Given task: Every line below that contains "page" is to be copied.

☆ ☆ ☆ ☆ ☆

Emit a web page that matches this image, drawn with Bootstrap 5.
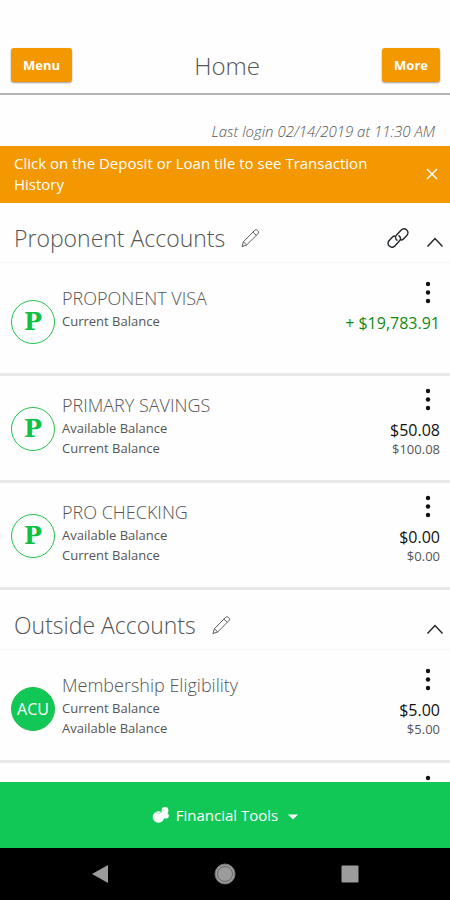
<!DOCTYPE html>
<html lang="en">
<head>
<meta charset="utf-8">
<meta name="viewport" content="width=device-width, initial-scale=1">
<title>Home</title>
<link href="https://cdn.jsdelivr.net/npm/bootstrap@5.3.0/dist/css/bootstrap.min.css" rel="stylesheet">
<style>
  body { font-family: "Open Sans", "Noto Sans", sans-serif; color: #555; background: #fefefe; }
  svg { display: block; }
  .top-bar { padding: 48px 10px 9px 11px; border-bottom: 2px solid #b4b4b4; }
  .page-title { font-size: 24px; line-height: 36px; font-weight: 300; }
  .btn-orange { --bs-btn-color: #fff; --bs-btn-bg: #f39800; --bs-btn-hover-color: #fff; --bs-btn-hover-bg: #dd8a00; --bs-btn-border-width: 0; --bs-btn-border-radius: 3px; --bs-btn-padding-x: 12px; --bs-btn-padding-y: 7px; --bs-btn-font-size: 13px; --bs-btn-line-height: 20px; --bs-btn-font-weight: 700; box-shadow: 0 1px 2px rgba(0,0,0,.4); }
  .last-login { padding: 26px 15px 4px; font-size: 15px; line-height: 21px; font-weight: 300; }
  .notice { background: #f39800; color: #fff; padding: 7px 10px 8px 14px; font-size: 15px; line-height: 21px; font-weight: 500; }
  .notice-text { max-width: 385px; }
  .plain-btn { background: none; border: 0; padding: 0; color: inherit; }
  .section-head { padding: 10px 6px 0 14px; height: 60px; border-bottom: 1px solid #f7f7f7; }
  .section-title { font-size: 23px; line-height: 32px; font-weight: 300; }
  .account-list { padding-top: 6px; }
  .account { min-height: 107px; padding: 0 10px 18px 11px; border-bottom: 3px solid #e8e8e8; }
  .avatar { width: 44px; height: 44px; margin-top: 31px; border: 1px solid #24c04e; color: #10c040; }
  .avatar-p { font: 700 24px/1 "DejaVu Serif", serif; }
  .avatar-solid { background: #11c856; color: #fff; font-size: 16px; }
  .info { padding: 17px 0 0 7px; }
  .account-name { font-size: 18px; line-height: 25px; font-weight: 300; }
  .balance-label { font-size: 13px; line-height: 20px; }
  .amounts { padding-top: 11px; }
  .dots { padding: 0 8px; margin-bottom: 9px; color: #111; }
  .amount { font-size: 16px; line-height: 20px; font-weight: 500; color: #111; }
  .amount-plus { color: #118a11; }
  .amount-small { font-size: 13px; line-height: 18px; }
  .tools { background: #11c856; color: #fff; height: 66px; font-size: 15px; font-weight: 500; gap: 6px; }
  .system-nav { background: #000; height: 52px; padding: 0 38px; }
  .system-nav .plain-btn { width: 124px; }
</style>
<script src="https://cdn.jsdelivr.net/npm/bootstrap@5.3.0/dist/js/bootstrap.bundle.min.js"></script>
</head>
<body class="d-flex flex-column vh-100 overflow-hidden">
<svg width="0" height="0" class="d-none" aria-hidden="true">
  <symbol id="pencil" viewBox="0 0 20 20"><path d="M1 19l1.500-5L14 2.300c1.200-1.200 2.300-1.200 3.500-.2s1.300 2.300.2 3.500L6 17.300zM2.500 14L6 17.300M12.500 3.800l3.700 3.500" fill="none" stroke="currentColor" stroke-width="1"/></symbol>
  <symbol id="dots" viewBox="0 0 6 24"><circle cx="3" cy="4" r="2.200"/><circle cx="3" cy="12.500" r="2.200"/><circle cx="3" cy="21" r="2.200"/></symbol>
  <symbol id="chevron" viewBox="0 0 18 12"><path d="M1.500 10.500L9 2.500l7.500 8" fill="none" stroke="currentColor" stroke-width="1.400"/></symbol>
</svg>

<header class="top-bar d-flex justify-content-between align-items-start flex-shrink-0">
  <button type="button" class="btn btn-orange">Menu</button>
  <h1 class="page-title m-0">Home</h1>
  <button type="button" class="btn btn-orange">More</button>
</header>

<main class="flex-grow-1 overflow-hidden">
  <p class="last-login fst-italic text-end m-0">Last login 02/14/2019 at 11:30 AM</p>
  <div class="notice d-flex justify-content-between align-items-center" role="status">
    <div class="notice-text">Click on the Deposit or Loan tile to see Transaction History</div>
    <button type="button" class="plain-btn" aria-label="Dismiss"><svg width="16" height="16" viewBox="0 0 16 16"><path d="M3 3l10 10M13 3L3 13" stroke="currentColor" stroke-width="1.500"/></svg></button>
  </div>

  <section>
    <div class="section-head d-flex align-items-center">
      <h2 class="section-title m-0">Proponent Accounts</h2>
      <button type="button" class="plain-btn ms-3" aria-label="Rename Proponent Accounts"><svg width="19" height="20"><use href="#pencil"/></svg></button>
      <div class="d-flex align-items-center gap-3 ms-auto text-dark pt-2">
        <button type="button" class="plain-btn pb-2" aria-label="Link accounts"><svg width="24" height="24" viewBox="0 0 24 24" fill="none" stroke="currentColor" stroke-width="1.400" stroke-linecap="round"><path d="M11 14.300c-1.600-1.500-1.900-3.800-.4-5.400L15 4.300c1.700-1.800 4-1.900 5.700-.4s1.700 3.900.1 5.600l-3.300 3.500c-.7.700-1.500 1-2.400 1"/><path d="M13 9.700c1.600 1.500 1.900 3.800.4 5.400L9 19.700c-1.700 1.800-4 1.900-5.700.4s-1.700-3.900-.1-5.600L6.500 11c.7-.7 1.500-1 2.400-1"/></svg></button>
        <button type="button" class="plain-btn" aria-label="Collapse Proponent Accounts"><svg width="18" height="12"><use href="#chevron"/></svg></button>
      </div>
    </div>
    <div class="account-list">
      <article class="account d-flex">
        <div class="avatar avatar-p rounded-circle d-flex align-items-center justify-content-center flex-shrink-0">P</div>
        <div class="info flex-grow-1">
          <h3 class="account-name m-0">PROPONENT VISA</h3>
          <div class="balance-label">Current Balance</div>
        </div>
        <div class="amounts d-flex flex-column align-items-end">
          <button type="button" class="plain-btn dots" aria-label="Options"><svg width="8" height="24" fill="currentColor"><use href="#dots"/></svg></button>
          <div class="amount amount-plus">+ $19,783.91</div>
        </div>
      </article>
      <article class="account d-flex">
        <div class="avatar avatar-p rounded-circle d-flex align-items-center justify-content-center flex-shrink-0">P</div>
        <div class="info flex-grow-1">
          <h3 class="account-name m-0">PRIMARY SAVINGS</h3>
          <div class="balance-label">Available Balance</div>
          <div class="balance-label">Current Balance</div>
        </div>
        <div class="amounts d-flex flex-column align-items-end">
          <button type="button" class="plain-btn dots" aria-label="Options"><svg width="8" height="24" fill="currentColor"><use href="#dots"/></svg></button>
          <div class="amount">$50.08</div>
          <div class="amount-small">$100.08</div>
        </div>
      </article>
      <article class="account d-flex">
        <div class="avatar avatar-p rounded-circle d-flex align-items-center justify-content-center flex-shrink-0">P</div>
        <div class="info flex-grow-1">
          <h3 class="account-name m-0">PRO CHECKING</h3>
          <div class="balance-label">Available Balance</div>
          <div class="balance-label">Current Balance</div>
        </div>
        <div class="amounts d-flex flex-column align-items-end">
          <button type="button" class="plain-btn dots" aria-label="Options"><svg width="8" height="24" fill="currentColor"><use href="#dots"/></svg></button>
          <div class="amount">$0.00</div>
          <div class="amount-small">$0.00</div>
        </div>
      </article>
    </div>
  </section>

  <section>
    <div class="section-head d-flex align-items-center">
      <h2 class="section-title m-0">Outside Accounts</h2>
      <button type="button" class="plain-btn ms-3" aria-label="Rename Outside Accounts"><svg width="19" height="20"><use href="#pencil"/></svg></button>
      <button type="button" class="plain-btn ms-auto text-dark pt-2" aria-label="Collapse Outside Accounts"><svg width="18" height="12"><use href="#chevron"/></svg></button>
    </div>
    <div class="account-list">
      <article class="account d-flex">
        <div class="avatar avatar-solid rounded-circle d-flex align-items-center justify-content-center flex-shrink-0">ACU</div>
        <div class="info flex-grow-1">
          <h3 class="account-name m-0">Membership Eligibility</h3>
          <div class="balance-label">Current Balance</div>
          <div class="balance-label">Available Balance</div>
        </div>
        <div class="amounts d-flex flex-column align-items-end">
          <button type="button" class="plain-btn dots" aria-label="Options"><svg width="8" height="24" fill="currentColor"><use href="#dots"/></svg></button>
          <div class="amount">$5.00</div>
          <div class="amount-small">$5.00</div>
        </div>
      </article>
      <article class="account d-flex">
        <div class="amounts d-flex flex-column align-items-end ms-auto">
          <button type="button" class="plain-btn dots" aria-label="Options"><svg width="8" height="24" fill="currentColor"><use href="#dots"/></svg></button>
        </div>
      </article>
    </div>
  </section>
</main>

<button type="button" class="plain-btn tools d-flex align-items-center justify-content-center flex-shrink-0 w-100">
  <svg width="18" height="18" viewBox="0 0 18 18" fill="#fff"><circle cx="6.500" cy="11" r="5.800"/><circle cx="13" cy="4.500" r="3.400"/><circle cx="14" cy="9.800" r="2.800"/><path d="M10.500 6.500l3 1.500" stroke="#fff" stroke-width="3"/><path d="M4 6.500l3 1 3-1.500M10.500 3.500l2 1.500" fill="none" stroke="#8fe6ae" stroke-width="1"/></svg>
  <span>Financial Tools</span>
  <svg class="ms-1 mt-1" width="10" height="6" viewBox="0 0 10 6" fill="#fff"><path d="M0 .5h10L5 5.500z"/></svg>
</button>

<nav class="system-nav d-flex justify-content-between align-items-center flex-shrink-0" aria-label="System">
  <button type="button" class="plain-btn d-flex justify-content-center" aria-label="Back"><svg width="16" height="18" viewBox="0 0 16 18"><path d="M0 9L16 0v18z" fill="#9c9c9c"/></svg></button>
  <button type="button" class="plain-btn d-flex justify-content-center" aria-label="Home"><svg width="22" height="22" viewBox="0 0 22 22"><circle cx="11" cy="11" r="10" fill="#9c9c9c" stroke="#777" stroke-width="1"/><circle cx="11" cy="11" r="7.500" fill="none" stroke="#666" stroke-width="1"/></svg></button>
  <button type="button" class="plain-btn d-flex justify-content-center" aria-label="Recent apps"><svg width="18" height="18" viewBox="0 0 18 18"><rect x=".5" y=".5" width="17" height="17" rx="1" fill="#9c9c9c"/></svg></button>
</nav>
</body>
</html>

☆ ☆ ☆ ☆ ☆

Right answer:
Emit a web page that matches this image, drawn with Bootstrap 5.
  .page-title { font-size: 24px; line-height: 36px; font-weight: 300; }
  <h1 class="page-title m-0">Home</h1>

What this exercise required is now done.